# Valbazen Dosage



## MF-Alpines (Mar 29, 2010)

I have a new doeling that is coughing. It's a very wet cough with no other symptoms. None.

I'm going to give her Valbazen for lung worms, but I have a question on the dosage. In goatkeeping 101, the dosage says 1cc/10 lbs. On the bottle it says 3ml for a 75 lb goat. So do I give her 3cc or 7.5cc?

Thanks for the help.


----------



## 2Sticks (Dec 13, 2007)

Cindy,
I have always given 1cc per 10lb just like Goatkeeping 101 says. Never had any problems.


----------



## Cotton Eyed Does (Oct 26, 2007)

Cindy, how old is your doeling?


----------



## MF-Alpines (Mar 29, 2010)

6 months old.


----------



## Cotton Eyed Does (Oct 26, 2007)

I would give 1cc/10# also.


----------



## NubianSoaps.com (Oct 26, 2007)

We used to use 4cc per 100 pound and have very poor fecals after 10 days, it also at the time (pre cydectin) was the wormer we were using for HC and tapes...1cc per 10 pounds works...does it work for you? Fecal and find out  Our old 48 hour milk withdrawal was also on 4cc per 100 pounds...I also use Valbazen since I keep it here for infant worming, for cocktail worming. It is our most broad spectrum wormer, but you had better fecal to see if it even is a wormer you should be using for warm weather blood sucking worms since it no longer works here at any dose. Way to closely related to Safeguard/Panacur. Vicki


----------



## MF-Alpines (Mar 29, 2010)

Vicki,

I'm only using it for lungworm. Cydectin took care of the others.

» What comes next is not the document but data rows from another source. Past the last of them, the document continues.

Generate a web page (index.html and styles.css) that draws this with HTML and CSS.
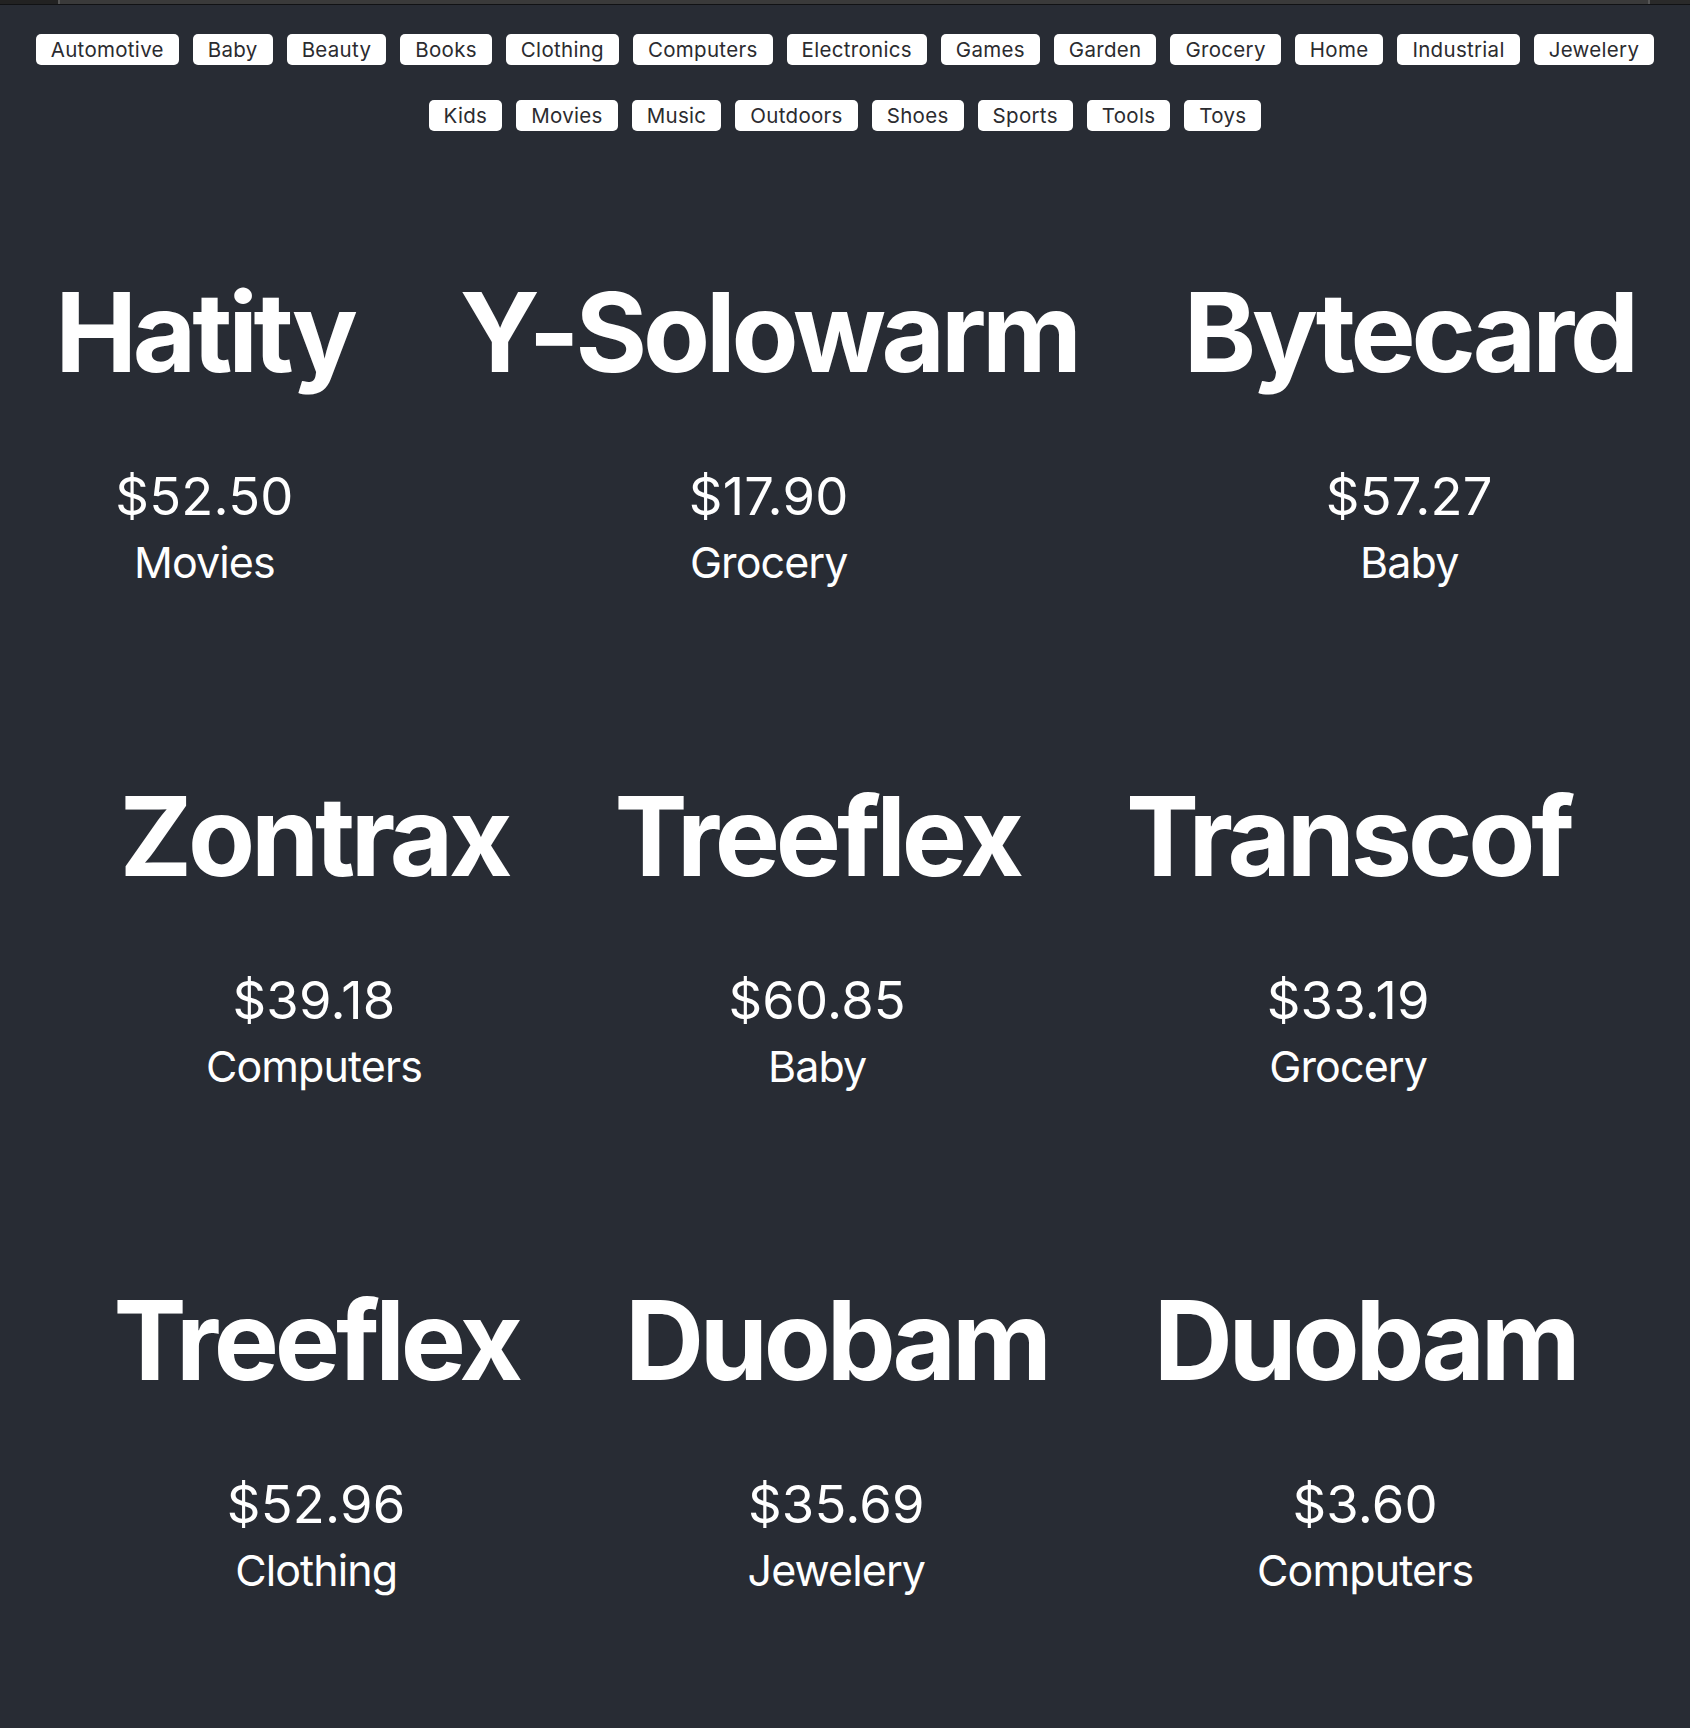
FILE: index.html
```html
<!DOCTYPE html>
<html lang="en">
<head>
<meta charset="utf-8">
<title>Products</title>
<link rel="stylesheet" href="styles.css">
</head>
<body>
<div class="chrome">
  <div class="chrome-left"></div>
  <div class="chrome-mid"></div>
  <div class="chrome-right"></div>
</div>
<main class="app">
  <nav class="filters">
    <div class="filter-row">
      <button class="tag">Automotive</button>
      <button class="tag">Baby</button>
      <button class="tag">Beauty</button>
      <button class="tag">Books</button>
      <button class="tag">Clothing</button>
      <button class="tag">Computers</button>
      <button class="tag">Electronics</button>
      <button class="tag">Games</button>
      <button class="tag">Garden</button>
      <button class="tag">Grocery</button>
      <button class="tag">Home</button>
      <button class="tag">Industrial</button>
      <button class="tag">Jewelery</button>
    </div>
    <div class="filter-row">
      <button class="tag">Kids</button>
      <button class="tag">Movies</button>
      <button class="tag">Music</button>
      <button class="tag">Outdoors</button>
      <button class="tag">Shoes</button>
      <button class="tag">Sports</button>
      <button class="tag">Tools</button>
      <button class="tag">Toys</button>
    </div>
  </nav>
  <section class="products">
    <div class="product-row">
      <div class="product"><h1 class="name">Hatity</h1><p class="price">$52.50</p><p class="category">Movies</p></div>
      <div class="product"><h1 class="name">Y-Solowarm</h1><p class="price">$17.90</p><p class="category">Grocery</p></div>
      <div class="product"><h1 class="name">Bytecard</h1><p class="price">$57.27</p><p class="category">Baby</p></div>
    </div>
    <div class="product-row">
      <div class="product"><h1 class="name">Zontrax</h1><p class="price">$39.18</p><p class="category">Computers</p></div>
      <div class="product"><h1 class="name">Treeflex</h1><p class="price">$60.85</p><p class="category">Baby</p></div>
      <div class="product"><h1 class="name">Transcof</h1><p class="price">$33.19</p><p class="category">Grocery</p></div>
    </div>
    <div class="product-row">
      <div class="product"><h1 class="name">Treeflex</h1><p class="price">$52.96</p><p class="category">Clothing</p></div>
      <div class="product"><h1 class="name">Duobam</h1><p class="price">$35.69</p><p class="category">Jewelery</p></div>
      <div class="product"><h1 class="name">Duobam</h1><p class="price">$3.60</p><p class="category">Computers</p></div>
    </div>
  </section>
</main>
</body>
</html>
```
FILE: styles.css
```css
* { box-sizing: border-box; }
html, body {
  margin: 0;
  padding: 0;
  background: #282c34;
}
body {
  font-family: Inter, "Noto Sans", sans-serif;
  color: #ffffff;
  min-height: 1728px;
}
.chrome {
  display: flex;
  height: 5px;
  border-bottom: 1px solid #111214;
}
.chrome-left {
  width: 60px;
  background: #222222;
  border-right: 2px solid #555555;
}
.chrome-mid {
  flex: 1;
  background: #3a3a3a;
}
.chrome-right {
  width: 42px;
  background: #2a2a2a;
  border-left: 2px solid #555555;
}
.app {
  display: flex;
  flex-direction: column;
  align-items: center;
}
.filters {
  display: flex;
  flex-direction: column;
  gap: 35px;
  padding-top: 29px;
}
.filter-row {
  display: flex;
  justify-content: center;
  gap: 14px;
}
.tag {
  font-family: Inter, "Noto Sans", sans-serif;
  font-size: 20.5px;
  line-height: 24px;
  letter-spacing: 0.3px;
  color: #2b2b2f;
  background: #ffffff;
  border: none;
  border-radius: 5px;
  padding: 4px 15px 3px;
  margin: 0;
}
.products {
  display: flex;
  flex-direction: column;
  gap: 182px;
  padding-top: 135px;
}
.product-row {
  display: flex;
  justify-content: center;
  gap: 106px;
}
.product {
  text-align: center;
}
.name {
  font-size: 109.5px;
  font-weight: 700;
  line-height: normal;
  margin: 0;
  letter-spacing: -4.2px;
}
.price {
  font-size: 52.5px;
  line-height: normal;
  letter-spacing: 0.2px;
  margin: 66px 0 0;
}
.category {
  font-size: 43px;
  line-height: normal;
  letter-spacing: -0.9px;
  margin: 8px 0 0;
}
```
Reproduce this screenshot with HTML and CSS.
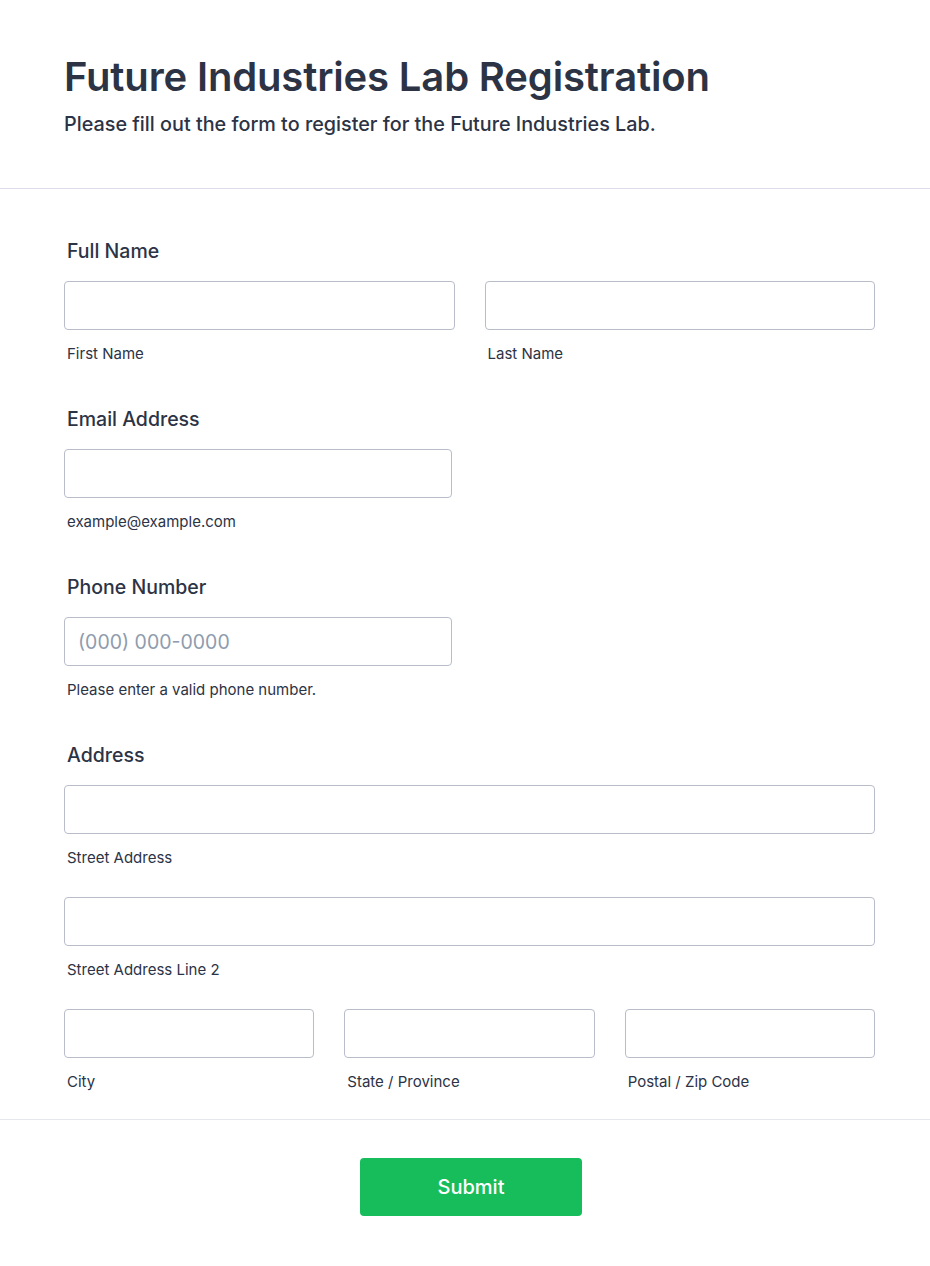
FILE: index.html
```html
<!DOCTYPE html>
<html lang="en">
<head>
<meta charset="utf-8">
<title>Future Industries Lab Registration</title>
<link rel="stylesheet" href="styles.css">
</head>
<body>
<main class="form">
  <header class="form-header">
    <h1 class="form-title">Future Industries Lab Registration</h1>
    <p class="form-subtitle">Please fill out the form to register for the Future Industries Lab.</p>
  </header>

  <section class="form-body">
    <div class="field">
      <label class="field-label">Full Name</label>
      <div class="row row-2">
        <div class="sub"><input class="input" type="text"><span class="sublabel">First Name</span></div>
        <div class="sub"><input class="input" type="text"><span class="sublabel">Last Name</span></div>
      </div>
    </div>

    <div class="field">
      <label class="field-label">Email Address</label>
      <div class="sub half"><input class="input" type="email"><span class="sublabel">example@example.com</span></div>
    </div>

    <div class="field">
      <label class="field-label">Phone Number</label>
      <div class="sub half"><input class="input" type="tel" placeholder="(000) 000-0000"><span class="sublabel">Please enter a valid phone number.</span></div>
    </div>

    <div class="field field-address">
      <label class="field-label">Address</label>
      <div class="stack">
        <div class="sub"><input class="input" type="text"><span class="sublabel">Street Address</span></div>
        <div class="sub"><input class="input" type="text"><span class="sublabel">Street Address Line 2</span></div>
        <div class="row row-3">
          <div class="sub"><input class="input" type="text"><span class="sublabel">City</span></div>
          <div class="sub"><input class="input" type="text"><span class="sublabel">State / Province</span></div>
          <div class="sub"><input class="input" type="text"><span class="sublabel">Postal / Zip Code</span></div>
        </div>
      </div>
    </div>
  </section>

  <footer class="form-footer">
    <button class="submit" type="button">Submit</button>
  </footer>
</main>
</body>
</html>
```

FILE: styles.css
```css
* { box-sizing: border-box; }

html, body {
  margin: 0;
  padding: 0;
  background: #ffffff;
}

body {
  font-family: Inter, "Noto Sans", "Liberation Sans", sans-serif;
  color: #2c3345;
}

.form-header {
  padding: 53px 64px 0;
  height: 189px;
  border-bottom: 1px solid #dcdbe9;
}

.form-title {
  margin: 0;
  font-size: 40px;
  line-height: 48px;
  font-weight: 600;
  letter-spacing: -0.15px;
}

.form-subtitle {
  margin: 10px 0 0;
  font-size: 19.8px;
  line-height: 26px;
  font-weight: 500;
}

.form-body {
  padding: 50px 55px 0 64px;
  border-bottom: 1px solid #e6e6ef;
}

.field {
  margin-bottom: 44px;
}

.field-address {
  margin-bottom: 28px;
}

.field-label {
  display: block;
  padding-left: 3px;
  font-size: 19.5px;
  line-height: 24px;
  font-weight: 500;
  margin-bottom: 18px;
}

.stack {
  display: flex;
  flex-direction: column;
  gap: 30px;
}

.row {
  display: grid;
  gap: 30px;
}

.row-2 { grid-template-columns: 1fr 1fr; }
.row-3 { grid-template-columns: 1fr 1fr 1fr; }

.sub {
  display: flex;
  flex-direction: column;
}

.half {
  width: 388px;
}

.input {
  display: block;
  width: 100%;
  height: 49px;
  margin: 0;
  padding: 0 13px;
  border: 1px solid #b8bdc9;
  border-radius: 4px;
  background: #ffffff;
  font-family: inherit;
  font-size: 19.5px;
  color: #2c3345;
  outline: none;
}

.input::placeholder {
  color: #8e9cae;
}

.sublabel {
  display: block;
  padding-left: 3px;
  margin-top: 15px;
  font-size: 15px;
  line-height: 18px;
  color: #2c3345;
}

.form-footer {
  display: flex;
  justify-content: center;
  padding: 38px 0 50px 12px;
}

.submit {
  width: 222px;
  height: 58px;
  border: none;
  border-radius: 4px;
  background: #18bd5b;
  color: #ffffff;
  font-family: inherit;
  font-size: 20px;
  font-weight: 500;
  cursor: pointer;
}
```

She has a persistent wet cough, with no other signs of anything else.


----------



## buckrun (Mar 7, 2008)

BUT! When we did those low dosages with the white wormers were we bolusing????
I do 1cc per 10 pounds for tapes on kids and that is all I use it for. It has been written off around here too but I actually have not tested it in a bolused doe. 
Lungworm - you will see first stage larvae in fecals. I posted a microscope photo eons ago but can't find it to repost- sorry. A thread like obvious wormy looking thing. Normal flotation will show them if you pull your sample within 5 mins of saline solution soak. Otherwise they sink to the bottom so if you don't see them fish around and take a sample from the bottom. You will know if you have them. Maybe she has allergies!!!!!!! Our LM buck used to drive me crazy- slick as waxed glass and wet cough. He was allergic to golden rod!

Moxidectin is effective for all stages of lungworm.
http://www.merckvetmanual.com/mvm/index.jsp?cfile=htm/bc/120700.htm


----------



## NubianSoaps.com (Oct 26, 2007)

Your of course right Lee, no I have not gone back to any of the old wormers for HC since Cydectin is working so well. Yes I do think we will be able to use some of the old standards now that our does are carrying such better immunity. Vicki


----------